A partir de então, a separação entre compositor e intérprete(s) passa a ser determinada não somente pela impossibilidade de o músico executar o que imaginou (pense numa sinfonia tocada por uma orquestra – outra situação possibilitada pela invenção da escrita musical), mas também por interesses financeiros.

 

Com o advento da imprensa, os compositores ganharam a oportunidade de comercializar suas obras para serem interpretadas por amadores, eliminando as barreiras geográficas e libertando-se da dependência da transmissão oral/aural. Esse marco histórico marcou o início de uma batalha pelos direitos autorais, desencadeando conflitos relacionados a plágio e pirataria. Sim, desde o início da imprensa já podemos identificar vestígios de partituras sendo vendidas em diferentes cidades e países, muitas vezes sem o conhecimento ou a devida compensação financeira para os criadores das obras.
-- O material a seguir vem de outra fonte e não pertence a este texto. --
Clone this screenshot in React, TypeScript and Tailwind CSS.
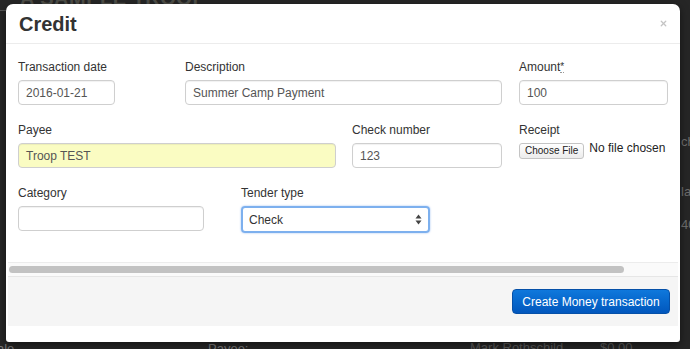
import { X } from 'lucide-react';

const font = "font-['Liberation_Sans',Arial,sans-serif]";

function Label({ children }: { children: React.ReactNode }) {
  return <div className="h-[14px] text-[12px] leading-[14px] text-[#333]">{children}</div>;
}

function TextInput({ value, width, bg = 'bg-white' }: { value: string; width: string; bg?: string }) {
  return (
    <div
      className={`mt-[6px] h-[25px] ${width} ${bg} rounded-[4px] border border-[#cfcfcf] shadow-[inset_0_1px_1px_rgba(0,0,0,0.06)] px-[7px] flex items-center text-[12px] text-[#555]`}
    >
      {value}
    </div>
  );
}

export default function App() {
  return (
    <div className={`relative w-[690px] h-[349px] overflow-hidden bg-[#262626] pt-[4px] pl-[6px] ${font}`}>
      {/* page behind the backdrop */}
      <div className="absolute left-[20px] top-[-17px] text-[20px] font-bold tracking-wide text-[#4e4e48]">A SAMPLE TROOP</div>
      <div className="absolute left-0 top-[10px] w-[6px] h-px bg-[#555]" />
      <div className="absolute left-[-3px] top-[339px] text-[13px] text-[#7a7a7a]">ale</div>
      <div className="absolute left-[208px] top-[339px] text-[13px] text-[#7a7a7a]">Payee:</div>
      <div className="absolute left-[470px] top-[338px] text-[13px] text-[#5a5a5a]">Mark Rothschild</div>
      <div className="absolute left-[600px] top-[338px] text-[13px] text-[#5a5a5a]">$0.00</div>
      <div className="absolute left-[681px] top-[182px] text-[13px] text-[#6e6e6e]">la</div>
      <div className="absolute left-[681px] top-[215px] text-[13px] text-[#6e6e6e]">40</div>
      <div className="absolute left-[681px] top-[132px] text-[13px] text-[#6e6e6e]">ch</div>

      {/* modal */}
      <div className="relative w-[674px] h-[338px] bg-white rounded-t-[7px] rounded-b-[3px] flex flex-col shadow-[0_3px_9px_rgba(0,0,0,0.5)]">
        <div className="h-[40px] shrink-0 border-b border-[#ececec] pl-[13px] pr-[12px] flex items-center justify-between">
          <span className="text-[20px] font-bold text-[#333] leading-none">Credit</span>
          <X className="w-[9px] h-[9px] text-[#c4c4c4]" strokeWidth={3.5} />
        </div>

        <div className="mx-[2px] flex flex-col flex-1">
          {/* form */}
          <div className="h-[218px] pt-[16px] px-[10px] flex flex-col">
            <div className="flex items-start">
              <div className="w-[167px]">
                <Label>Transaction date</Label>
                <TextInput value="2016-01-21" width="w-[97px]" />
              </div>
              <div className="w-[334px]">
                <Label>Description</Label>
                <TextInput value="Summer Camp Payment" width="w-[317px]" />
              </div>
              <div>
                <Label>
                  Amount<span className="text-[10px] align-top border-b border-dotted border-[#999]">*</span>
                </Label>
                <TextInput value="100" width="w-[149px]" />
              </div>
            </div>

            <div className="mt-[18px] flex items-start">
              <div className="w-[334px]">
                <Label>Payee</Label>
                <TextInput value="Troop TEST" width="w-[318px]" bg="bg-[#fafcc2]" />
              </div>
              <div className="w-[167px]">
                <Label>Check number</Label>
                <TextInput value="123" width="w-[150px]" />
              </div>
              <div>
                <Label>Receipt</Label>
                <div className="mt-[4px] flex items-start gap-[5px]">
                  <div className="mt-[2px] h-[16px] px-[5px] rounded-[3px] border border-[#c4c4c4] bg-gradient-to-b from-white to-[#ececec] text-[10px] leading-[14px] text-[#222]">
                    Choose File
                  </div>
                  <span className="text-[12px] leading-[14px] text-[#222]">No file chosen</span>
                </div>
              </div>
            </div>

            <div className="mt-[18px] flex items-start">
              <div className="w-[223px]">
                <Label>Category</Label>
                <TextInput value="" width="w-[186px]" />
              </div>
              <div>
                <Label>Tender type</Label>
                <div className="mt-[6px] h-[27px] w-[189px] rounded-[4px] border-[2px] border-[#7db0ee] shadow-[0_0_2px_rgba(80,140,230,0.6)] pl-[6px] pr-[6px] flex items-center justify-between text-[12px] text-[#333]">
                  <span>Check</span>
                  <svg width="7" height="11" viewBox="0 0 7 11">
                    <path d="M3.5 0.5 L6.5 4.5 H0.5 Z" fill="#444" />
                    <path d="M3.5 10.5 L6.5 6.5 H0.5 Z" fill="#444" />
                  </svg>
                </div>
              </div>
            </div>
          </div>

          {/* horizontal scrollbar */}
          <div className="h-[15px] shrink-0 border-t border-[#ececec] border-b border-b-[#e6e6e6] bg-[#fafafa] flex items-center pl-[1px]">
            <div className="h-[7px] w-[615px] rounded-full bg-[#c2c2c2]" />
          </div>

          {/* footer */}
          <div className="h-[49px] shrink-0 bg-[#f5f5f5] flex items-center justify-end pr-[8px]">
            <div className="h-[25px] w-[158px] rounded-[4px] border border-[#0550a8] bg-gradient-to-b from-[#0f78dc] to-[#0257bd] flex items-center justify-center text-[12px] text-white">
              Create Money transaction
            </div>
          </div>
        </div>
      </div>
    </div>
  );
}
Esse fenômeno evidencia os desafios enfrentados pelos compositores na proteção de seus direitos autorais desde os estágios iniciais do comércio musical.


Com o advento dos sistemas de gravação mecânica no final do século XIX, e das reproduções em multimídia do século XX (como o cinema falado, televisão, internet, etc.), observamos o surgimento de um paradigma para os músicos. Agora, não basta apenas cantar ou tocar bem; é necessário seguir um padrão tácito de beleza. Infelizmente, a carreira de compositor nem sempre alcança o mesmo sucesso comercial do intérprete. Diante desse cenário, alguns compositores/intérpretes, que não se encaixam nos requisitos comerciais estabelecidos, optam por se concentrar exclusivamente na esfera da composição. Eles passam a depender do interesse de intérpretes já consolidados para obter sucesso e, posteriormente, buscam associar esse êxito à sua própria carreira como músicos intérpretes.

 

E o fosso financeiro entre compositores e intérpretes da música popular, bem como entre músicos e a indústria da música se aprofundou com o advento dos aplicativos de streaming, que repassam compensações mínimas aos artistas. Nesse cenário, é crucial que entidades atuem como defensoras na luta por valores justos para os criadores de músicas que alcançam sucesso através de determinados intérpretes. Ademais, se o público foi progressivamente condicionado a consumir música de forma gratuita, resistindo até mesmo ao pagamento de couvert artístico para intérpretes que dedicam noites inteiras a entreter uma plateia pouco interessada, não terá preocupação com a capacidade do compositor, responsável pelas melodias que os deleitam em viagens nostálgicas, em arcar com as despesas de aluguel de sua casa e família.

Finalizo sugerindo que o leitor separe um espaço de seu lazer e procure saber quem são só compositores de suas músicas favoritas. Atenção, eu disse compositores e não os intérpretes. Guarde seus nomes e, se ainda estiverem vivos, vá aos seus shows/concertos. Compre as canecas, camisas, lembrancinhas que são vendidas na entrada dos shows. Lembrem que, sem Francis Hime não teríamos a canção “Trocando em miúdos”, e sem Ary Barroso não teríamos “Aquarela do Brasil”. Quem é o compositor de sua música predileta?